[START Data segment]

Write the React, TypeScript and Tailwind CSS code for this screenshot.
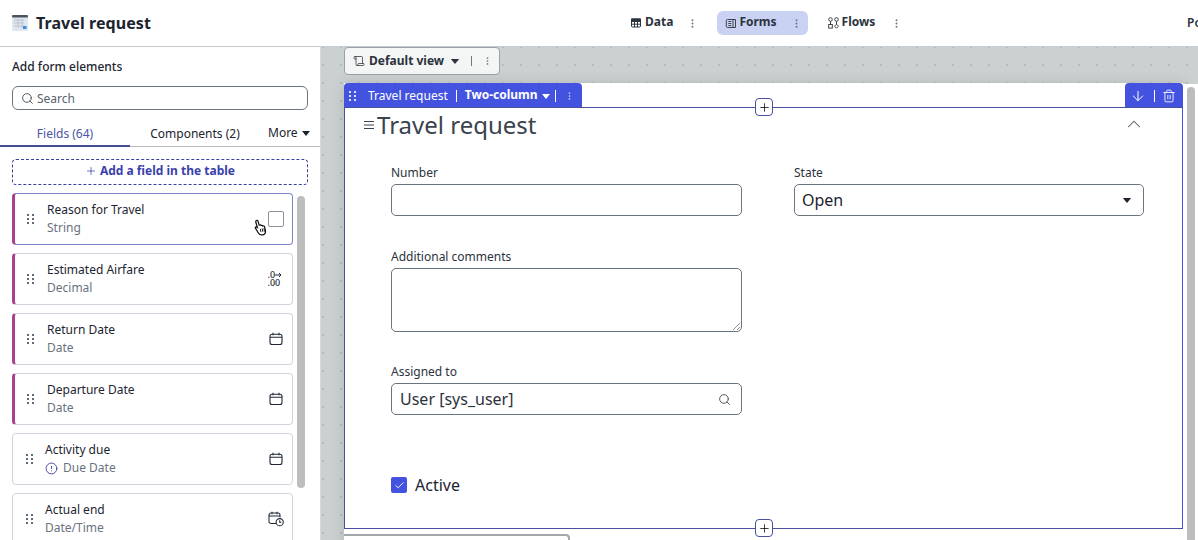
import React from "react";
import { Search, ChevronUp, ArrowDown, Trash2, Plus, Check, CircleAlert, Scroll } from "lucide-react";

const font = { fontFamily: '"Noto Sans", sans-serif' };

function Caret({ className = "" }: { className?: string }) {
  return <svg viewBox="0 0 10 6" className={className}><path d="M0 0h10L5 6z" fill="currentColor" /></svg>;
}

function Grip({ className = "" }: { className?: string }) {
  return (
    <svg viewBox="0 0 7 11" className={className} fill="currentColor">
      {[0, 4, 8].map((y) => (
        <g key={y}>
          <rect x="0" y={y} width="2" height="2" />
          <rect x="5" y={y} width="2" height="2" />
        </g>
      ))}
    </svg>
  );
}

function Kebab({ className = "" }: { className?: string }) {
  return (
    <svg viewBox="0 0 3 11" className={className} fill="currentColor">
      <circle cx="1.5" cy="1.5" r="1.2" />
      <circle cx="1.5" cy="5.5" r="1.2" />
      <circle cx="1.5" cy="9.5" r="1.2" />
    </svg>
  );
}

function TableLogo() {
  return (
    <svg viewBox="0 0 16 16" className="w-4 h-4">
      <rect x="0" y="0" width="16" height="16" rx="1.5" fill="#dfe6ee" />
      <rect x="0" y="0" width="16" height="2.500" rx="1" fill="#4a5560" />
      <path d="M2 5h10M2 8h10M2 11h10M6 4v9M10 4v9" stroke="#b3bec9" strokeWidth="0.8" />
      <rect x="11" y="11" width="3.500" height="3" fill="#3f8ee8" />
    </svg>
  );
}

function DataGlyph() {
  return (
    <svg viewBox="0 0 10 10" className="w-[10px] h-[10px]" fill="none" stroke="currentColor" strokeWidth="1">
      <rect x="0.500" y="1" width="9" height="8" rx="1" />
      <rect x="0.500" y="1" width="9" height="2.500" fill="currentColor" />
      <path d="M0.500 6.200h9M3.500 3.500v5.500M6.500 3.500v5.500" />
    </svg>
  );
}

function FormsGlyph() {
  return (
    <svg viewBox="0 0 11 11" className="w-[11px] h-[11px]" fill="none" stroke="currentColor" strokeWidth="0.9">
      <path d="M2.500 1.500H8v8H2.500a1.200 1.200 0 0 1-1.200-1.200V2.700A1.200 1.200 0 0 1 2.500 1.500z" />
      <path d="M8 1.500h2.500v8H8M3.300 3.500h3M3.300 5.500h3M3.300 7.500h3" />
    </svg>
  );
}

function FlowsGlyph() {
  return (
    <svg viewBox="0 0 11 12" className="w-[11px] h-[12px]" fill="none" stroke="currentColor" strokeWidth="0.9">
      <circle cx="2.500" cy="2.500" r="1.800" />
      <circle cx="8.500" cy="2.500" r="1.800" />
      <rect x="0.700" y="7.500" width="3.600" height="3.600" />
      <path d="M8.500 7.200l2 2-2 2-2-2z" />
      <path d="M2.500 4.500v3M8.500 4.500v2.700" />
    </svg>
  );
}

function DecimalIcon() {
  return (
    <div className="flex flex-col items-start text-[9px] leading-[8px] text-[#1f2937] w-[16px] font-medium whitespace-nowrap">
      <div className="flex items-center h-[8px]">
        <span>.0</span>
        <svg viewBox="0 0 7 6" className="w-[7px] h-[6px] shrink-0"><path d="M0 3h6M4 1l2 2-2 2" stroke="currentColor" fill="none" strokeWidth="1" /></svg>
      </div>
      <span>.00</span>
    </div>
  );
}

function CalendarGlyph() {
  return (
    <svg viewBox="0 0 14 14" className="w-[14px] h-[14px]" fill="none" stroke="#1f2937" strokeWidth="1.100">
      <rect x="1" y="2.200" width="12" height="10.300" rx="2" />
      <path d="M1 5.200h12M4 .8v2.400M10 .8v2.400" />
    </svg>
  );
}

function CalendarClockGlyph() {
  return (
    <svg viewBox="0 0 16 16" className="w-4 h-4" fill="none" stroke="#1f2937" strokeWidth="1.050">
      <path d="M8 12.500H3a2 2 0 0 1-2-2V4a2 2 0 0 1 2-2h7a2 2 0 0 1 2 2v2.500M1 5h11M4 .8v2.400M9 .8v2.400" />
      <circle cx="11.700" cy="11.200" r="3.600" />
      <path d="M11.700 9.300v2h1.600" />
    </svg>
  );
}

function Hand() {
  return (
    <svg viewBox="0 0 16 18" className="absolute left-[238px] top-[24px] w-[15px] h-[19px]">
      <path d="M3.200 1.800c.9-.8 1.900-.3 2.200.7l1.200 4 .3-.2c.8-.4 1.500-.1 1.800.5.7-.3 1.500 0 1.800.6.7-.3 1.600.1 1.800.8l.9 3.800c.4 2.200-.6 4.300-2.600 4.800-2 .5-3.800-.1-4.900-1.900L2.600 9.700c-.5-.8.1-1.600 1-1.400l1.100.6L3 3.400c-.1-.6-.1-1.200.2-1.600z" fill="#fff" stroke="#111" strokeWidth="1.300" />
      <path d="M7.800 10.500l.6 3.200M9.800 10l.6 3.500M11.700 9.800l.5 3.500" stroke="#111" strokeWidth="1" />
    </svg>
  );
}

function FieldCard({ title, sub, accent, hover, icon, alert }: { title: string; sub: string; accent?: boolean; hover?: boolean; icon?: React.ReactNode; alert?: boolean }) {
  return (
    <div className={`relative h-[52px] shrink-0 rounded-[4px] border flex items-center bg-white overflow-visible ${hover ? "border-[#7b83c4]" : "border-[#d0d5dd]"} ${accent ? "border-l-[3px] border-l-[#ad3f8f]" : ""}`}>
      <div className={`flex items-center ${accent ? "pl-[12px]" : "pl-[13px]"}`}>
        <Grip className="w-[7px] h-[11px] text-[#5f6b77]" />
      </div>
      <div className={`flex-1 ${accent ? "pl-[13px]" : "pl-[12px]"} flex flex-col`}>
        <span className="text-[12px] leading-[18px] text-[#1c2430]">{title}</span>
        <span className="text-[12px] leading-[18px] text-[#69727d] flex items-center gap-[5px]">
          {alert && <CircleAlert className="w-[13px] h-[13px] text-[#3c3f9e]" strokeWidth={1.7} />}
          {sub}
        </span>
      </div>
      <div className="w-[17px] mr-[8px] flex justify-center">{icon}</div>
      {hover && <Hand />}
    </div>
  );
}

function Label({ children }: { children: React.ReactNode }) {
  return <div className="text-[12px] leading-[16px] text-[#2b333d] mb-[3px]">{children}</div>;
}

export default function App() {
  return (
    <div style={font} className="w-[1198px] h-[540px] overflow-hidden flex flex-col bg-white">
      <header className="h-[47px] shrink-0 border-b border-[#c5cbd0] flex items-center relative bg-white">
        <div className="pl-[12px] flex items-center gap-[8px] w-[500px]">
          <TableLogo />
          <span className="text-[16px] font-bold tracking-[0.08px] text-[#1c2430]">Travel request</span>
        </div>
        <nav className="flex items-center pl-[131px] text-[12px] font-bold text-[#2b333d]">
          <div className="flex items-center h-[24px] gap-[4px]">
            <DataGlyph />
            <span className="-mt-[2px]">Data</span>
            <Kebab className="w-[3px] h-[9px] ml-[14px] text-[#6f7882]" />
          </div>
          <div className="flex items-center h-[24px] ml-[23px] pl-[8px] pr-[10px] rounded-[6px] bg-[#c9d2f3] gap-[3px]">
            <FormsGlyph />
            <span className="-mt-[2px]">Forms</span>
            <Kebab className="w-[3px] h-[9px] ml-[15px] text-[#6f7882]" />
          </div>
          <div className="flex items-center h-[24px] ml-[20px] gap-[3px]">
            <FlowsGlyph />
            <span className="-mt-[2px]">Flows</span>
            <Kebab className="w-[3px] h-[9px] ml-[17px] text-[#6f7882]" />
          </div>
        </nav>
        <span className="ml-auto text-[12px] font-semibold text-[#2b333d] -mr-[2px] w-[13px] overflow-hidden">Po</span>
      </header>

      <div className="flex-1 flex min-h-0">
        <aside className="w-[321px] shrink-0 border-r border-[#d5d9dd] bg-white flex flex-col">
          <div className="px-[12px] pt-[12px] text-[12px] leading-[16px] font-medium text-[#1c2430]">Add form elements</div>
          <div className="mx-[12px] mt-[11px] h-[24px] rounded-[6px] border border-[#6b7580] flex items-center px-[8px] gap-[3px]">
            <Search className="w-[13px] h-[13px] text-[#3b444e]" strokeWidth={1.6} />
            <span className="text-[12px] text-[#59636e] pt-[1px]">Search</span>
          </div>
          <div className="mt-[13px] h-[24px] flex border-b border-[#b5bac0] text-[12px] relative">
            <div className="w-[130px] text-center text-[#4c55a8] border-b-[2px] border-[#474e94] h-[24px] leading-[22px]">Fields (64)</div>
            <div className="w-[130px] text-center text-[#1c2430] leading-[22px]">Components (2)</div>
            <div className="flex items-center gap-[4px] text-[#1c2430] h-[20px] pl-[8px]">
              More <Caret className="w-[8px] h-[5px]" />
            </div>
          </div>
          <div className="mx-[12px] mt-[12px] h-[26px] pb-[2px] rounded-[4px] border border-dashed border-[#3c3f9e] flex items-center justify-center gap-[3px] text-[12px] font-bold text-[#3a41ad]">
            <Plus className="w-[12px] h-[12px]" strokeWidth={1.5} />
            Add a field in the table
          </div>
          <div className="flex-1 min-h-0 flex mt-[8px] overflow-hidden">
            <div className="ml-[12px] w-[281px] flex flex-col gap-[8px]">
              <FieldCard title="Reason for Travel" sub="String" accent hover icon={<div className="w-[16px] h-[16px] shrink-0 rounded-[2px] border border-[#8a929b]" />} />
              <FieldCard title="Estimated Airfare" sub="Decimal" accent icon={<DecimalIcon />} />
              <FieldCard title="Return Date" sub="Date" accent icon={<CalendarGlyph />} />
              <FieldCard title="Departure Date" sub="Date" accent icon={<CalendarGlyph />} />
              <FieldCard title="Activity due" sub="Due Date" alert icon={<CalendarGlyph />} />
              <FieldCard title="Actual end" sub="Date/Time" icon={<CalendarClockGlyph />} />
            </div>
            <div className="ml-[4px] mt-[3px] w-[8px] h-[292px] bg-[#bdbdbd] rounded-full" />
          </div>
        </aside>

        <main className="flex-1 min-w-0 bg-[#cbd1d1] bg-[radial-gradient(circle,#b6bcbd_1px,transparent_1.2px)] bg-[length:18px_18px] bg-[position:11px_9px] flex overflow-hidden">
          <div className="w-[862px] shrink-0 pl-[23px] flex flex-col">
            <div className="h-[28px] w-[156px] shrink-0 rounded-[4px] border border-[#9aa1a8] bg-[#f4f5f5] flex items-center pl-[8px] gap-[4px] text-[12px] font-bold text-[#2b333d]">
              <Scroll className="w-[12px] h-[12px]" strokeWidth={1.5} />
              <span>Default view</span>
              <Caret className="w-[10px] h-[5px] ml-[2px]" />
              <span className="w-px h-[10px] bg-[#6f7882] ml-[7px]" />
              <Kebab className="w-[3px] h-[8px] ml-[10px] text-[#6f7882]" />
            </div>
            <div className="mt-[8px] flex-1 bg-white shadow-[0_0_14px_rgba(0,0,0,0.12)] flex flex-col">
              <div className="flex justify-between h-[24px] shrink-0 bg-white">
                <div className="w-[238px] rounded-t-[4px] bg-[#4353e0] flex items-center text-white text-[12px] pl-[5px] pt-[2px]">
                  <Grip className="w-[7px] h-[11px] text-[#dfe3ff]" />
                  <span className="ml-[12px]">Travel request</span>
                  <span className="w-px h-[12px] bg-white mx-[8px]" />
                  <span className="font-bold -mt-[2px]">Two-column</span>
                  <Caret className="w-[8px] h-[5px] ml-[4px]" />
                  <span className="w-px h-[12px] bg-white ml-[5px]" />
                  <Kebab className="w-[3px] h-[8px] ml-[12px] text-[#c9ceff]" />
                </div>
                <div className="w-[58px] rounded-t-[4px] bg-[#4353e0] flex items-center text-white pl-[5px] pt-[2px]">
                  <ArrowDown className="w-[16px] h-[16px]" strokeWidth={1.500} />
                  <span className="w-px h-[12px] bg-white ml-[8px]" />
                  <Trash2 className="w-[14px] h-[14px] ml-[7px]" strokeWidth={1.500} />
                </div>
              </div>
              <div className="relative h-[422px] shrink-0 bg-white border border-[#4a50a0] border-r-[#4353e0]">
                <div className="absolute left-[410px] -top-[10px] w-[18px] h-[18px] rounded-[4px] bg-white border border-[#4a50a0] flex items-center justify-center">
                  <Plus className="w-[13px] h-[13px] text-black" strokeWidth={1.400} />
                </div>
                <div className="absolute left-[410px] -bottom-[9px] w-[18px] h-[18px] rounded-[4px] bg-white border border-[#4a50a0] flex items-center justify-center">
                  <Plus className="w-[13px] h-[13px] text-black" strokeWidth={1.400} />
                </div>
                <div className="flex items-center h-[34px] pl-[19px] pr-[37px]">
                  <svg viewBox="0 0 10 8" className="w-[10px] h-[8px]" stroke="#3b444e" strokeWidth="1"><path d="M0 .5h10M0 4h10M0 7.500h10" /></svg>
                  <span className="ml-[3px] text-[24px] leading-[34px] text-[#3a434e]">Travel request</span>
                  <ChevronUp className="ml-auto -mt-[2px] w-[22px] h-[22px] text-[#4a535e]" strokeWidth={1.100} />
                </div>
                <div className="grid grid-cols-[351px_350px] gap-x-[52px] pl-[46px] pt-[23px]">
                  <div>
                    <Label>Number</Label>
                    <div className="h-[32px] rounded-[5px] border border-[#6b7580]" />
                  </div>
                  <div>
                    <Label>State</Label>
                    <div className="h-[32px] rounded-[5px] border border-[#6b7580] flex items-center pl-[7px] pr-[11px] text-[16px] text-[#1c2430] justify-between">
                      Open
                      <Caret className="w-[10px] h-[5px] text-[#1c2430]" />
                    </div>
                  </div>
                  <div className="mt-[33px]">
                    <Label>Additional comments</Label>
                    <div className="relative h-[64px] rounded-[5px] border border-[#6b7580]">
                      <svg viewBox="0 0 8 8" className="absolute right-[1px] bottom-[1px] w-[8px] h-[8px]" stroke="#6b7580" strokeWidth="0.800"><path d="M1 8l7-7M5 8l3-3" /></svg>
                    </div>
                  </div>
                  <div />
                  <div className="mt-[32px]">
                    <Label>Assigned to</Label>
                    <div className="h-[32px] rounded-[5px] border border-[#6b7580] flex items-center px-[8px] text-[16px] text-[#2b333d] justify-between">
                      User [sys_user]
                      <Search className="w-[13px] h-[13px] text-[#3b444e] mr-[2px]" strokeWidth={1.600} />
                    </div>
                  </div>
                  <div />
                  <div className="mt-[62px] flex items-center h-[16px] gap-[8px]">
                    <div className="w-[16px] h-[16px] rounded-[2px] bg-[#4353e0] flex items-center justify-center">
                      <Check className="w-[11px] h-[11px] text-white" strokeWidth={2} />
                    </div>
                    <span className="text-[16px] text-[#1c2430]">Active</span>
                  </div>
                </div>
              </div>
              <div className="mt-[5px] w-[226px] h-[20px] bg-white border-t-2 border-r-2 border-[#a5a8aa] rounded-tr-[4px]" />
            </div>
          </div>
          <div className="mt-[37px] flex-1 bg-white pt-[3px] pl-[4px]">
            <div className="w-[8px] h-[480px] bg-[#bdbdbd] rounded-t-full" />
          </div>
        </main>
      </div>
    </div>
  );
}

[END Data segment]

**Objective:** Quote, please, every line of the material above from its start through the line that has "Check, CircleAlert, Scroll", reproducing the words exactly and dropping any images.

**Solved problem:**
Write the React, TypeScript and Tailwind CSS code for this screenshot.
import React from "react";
import { Search, ChevronUp, ArrowDown, Trash2, Plus, Check, CircleAlert, Scroll } from "lucide-react";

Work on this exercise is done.